Uh, this spreadsheet is useless. You haven't explained how these
numbers were generated, or what the columns in the spreadsheet
actually mean. Ideally, you should include enough information that
someone else can try to reproduce your results.
I'm sorry I wasn't clear.
Test code was groups of the form:
set work_mem to 1024;
CREATE TABLE jgh (i integer);
INSERT INTO jgh (i) SELECT 20000 * random() FROM generate_series(1, 20000);
VACUUM ANALYZE jgh;
explain analyze SELECT * FROM jgh ORDER BY i;
set enable_siftdown_heapify to off;
explain analyze SELECT * FROM jgh ORDER BY i;
set enable_siftdown_heapify to on;
DROP TABLE jgh;
.. for the tabulated work_mem, and scaled values for the INSERT.
Compares were counted for the heapify stage (only), and timings
taken using pg_rusage_init() before and pg_rusage_show() after
it.
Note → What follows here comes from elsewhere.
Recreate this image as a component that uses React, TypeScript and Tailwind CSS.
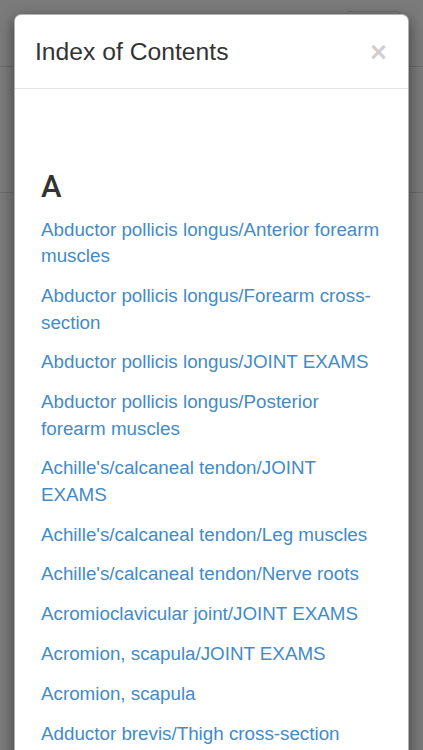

Times are in seconds.
Baseline value for compares and time used 858ec11858.
Sift-down compares and time are for the patch.
"Baseline K cmps" is compares divided by work_mem (which should
be a scaled version of compares-per-tuple being heapified) pre-patch.
"Siftdown K cmps" is likewise with the patch.
"K ratio cmps" is the ratio (patched compares)/(unpatched compares).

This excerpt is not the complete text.